Pero junto a esto está el mandato explícito del Señor de anunciar el evangelio a todos los pueblos. El cristiano, todo cristiano, tiene el derecho y la obligación de ser evangelizador. No se trata de imponer, no se trata de obligar a nadie a creer, pues la fe es un don gratuito. Se trata de anunciar a Cristo, de proclamar a Cristo, de comunicar a Cristo a los demás, respetando la libertad de acoger o rechazar dicho mensaje. Sin olvidar que si la vida del cristiano no es coherente con lo que dice creer y vivir, el propio anuncio de Cristo quedará devaluado o ridiculizado.

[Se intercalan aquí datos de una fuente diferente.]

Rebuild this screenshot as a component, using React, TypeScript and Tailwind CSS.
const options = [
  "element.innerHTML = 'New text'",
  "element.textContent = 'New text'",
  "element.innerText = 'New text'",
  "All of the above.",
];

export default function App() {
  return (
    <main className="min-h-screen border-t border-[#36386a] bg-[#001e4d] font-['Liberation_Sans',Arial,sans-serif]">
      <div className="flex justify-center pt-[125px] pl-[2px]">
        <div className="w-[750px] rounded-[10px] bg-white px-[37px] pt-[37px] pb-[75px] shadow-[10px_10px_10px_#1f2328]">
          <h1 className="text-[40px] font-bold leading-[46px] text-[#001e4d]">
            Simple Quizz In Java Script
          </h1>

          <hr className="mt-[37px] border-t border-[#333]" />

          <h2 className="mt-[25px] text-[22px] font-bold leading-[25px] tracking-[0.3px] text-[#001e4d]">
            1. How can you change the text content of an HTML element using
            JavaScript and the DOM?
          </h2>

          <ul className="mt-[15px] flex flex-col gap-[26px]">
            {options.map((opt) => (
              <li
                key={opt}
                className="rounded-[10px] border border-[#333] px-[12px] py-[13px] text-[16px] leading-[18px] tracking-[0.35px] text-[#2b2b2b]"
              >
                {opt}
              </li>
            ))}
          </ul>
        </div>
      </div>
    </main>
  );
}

Por ello, si queremos, en el cambiante mundo que nos toca vivir al comienzo del siglo XXI, uno de esos momentos de auténtica transformación histórica, manifestar al Señor Resucitado, comunicarle eficazmente a la humanidad que nos rodea, no hay modo más perfecto que el del testimonio de la santidad. Una de las grandes aportaciones del Concilio, fue recordarnos que todos los bautizados estamos llamados a la santidad, que la santidad no es patrimonio de unos privilegiados del espíritu, sino el estado normal y habitual en el que debería vivir todo cristiano. Cuando seamos bienaventuranzas andantes, cuando de nosotros puedan decir, como de la primera Iglesia, “mirad cómo se aman”, cuando dejemos tantas rencillas, y grupúsculos, tantas divisiones y prevenciones, cuando realmente nos sintamos todos hermanos y hagamos de la Iglesia una verdadera familia, cuando no seamos ni unos cristianos tristes ni unos tristes cristianos, sino que gocemos con lo que somos, sintamos que la fe plenifica, llena, colma de felicidad auténtica y de sentidos a la existencia, entonces nuestro testimonio será luminoso, nuestras vidas, sumadas unas a otras, serán esa luz que encendida, como en la noche pascual, en la Luz gloriosa de Cristo, unida a la luz de los hermanos, disiparán las tinieblas del mundo. Así la historia humana, que tiene su origen en Cristo, el alfa, el principio, se dirigirá, a su plenitud en el mismo Señor, omega, fin y culmen de la historia, su plenificador, que vendrá para establecer los cielos nuevos y la tierra nueva en los que reine la justicia.